Copernicus' Secret: How the Scientific Revolution Began

Author:Jack Repcheck
Release Date:2008
Publisher:Simon and Schuster

By Joab Jackson | Posted 4/30/2008

It's not easy to render dull one of the most profound changes in human thinking, but Jack Repcheck's Copernicus' Secret: How the Scientific Revolution Began does the trick. With plodding prose, historical regressions, and sparse scientific insight, this miserable little book utterly fails to convey the earth-shaking magnitude of the ideas hatched by 16th-century part-time astronomer Nicholaus Copernicus.

Evoking only a big fat "duh" today, Copernicus' notion that the earth revolved around the sun--rather than vice versa--was insanely radical for the time. In one of the book's juicier quotes, theologian Martin Luther--no stranger to revolution himself--mocked Copernicus' heliocentric cosmos by saying, "This would be as if somebody were riding on a cart or in a ship and imagined that he was standing still while the earth and the trees were moving." Crazy!

Copernicus spent more than 20 years doing the math to prove why the sun, moon, planets, and stars move around the sky in the peculiar ways they do, but he didn't bother publishing at first; he eventually collected his work in a volume titled On the Revolutions of Heavenly Spheres. Why not? Copernicus didn't seem to sweat being labeled a heretic--though the inflammatory notion of God's Green Earth not being the universe’s G-Spot was buried well under the heft of the calculations.
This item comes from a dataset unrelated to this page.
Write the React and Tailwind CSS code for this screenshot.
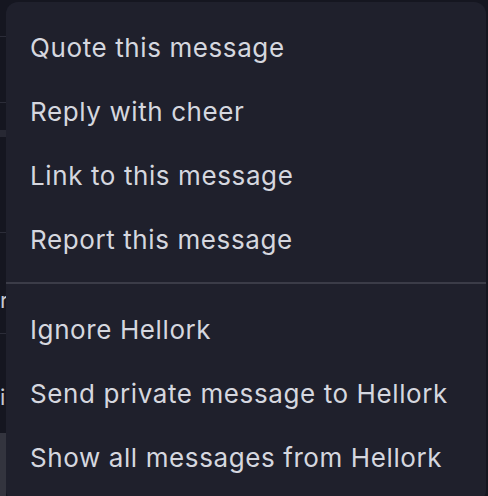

Repcheck attributes the delay to Copernicus' dalliance with a married woman, which brought the Catholic cleric heat from the church, as well as to the then-emerging Lutheran Reformation, which probably made it politically dicey for Copernicus to invite some Lutheran fellow astronomers over to help cogitate.

But, distractions though both probably were, Repcheck presents no proof that either of his hypotheses waylaid publication in any serious way. So the discussions of both events feel like distractions, especially when Repcheck provides almost no descriptions of the advancements Copernicus actually made in his work. "[T]he book is unapologetically technical, with page after page of math, numerous complicated drawings, and many dense tables of numbers," Repcheck writes of Revolutions, as if it were those traits alone that cast such a wide shadow over the world of science.

To be fair, like most popular histories, Copernicus' Secret was limited by scant source material. But Repcheck doesn't form what he did gather into a coherent narrative. Even at less than 200 pages, the book feels padded and without direction. The Secret in the book's title appears to have eluded Repcheck as much as it will elude readers.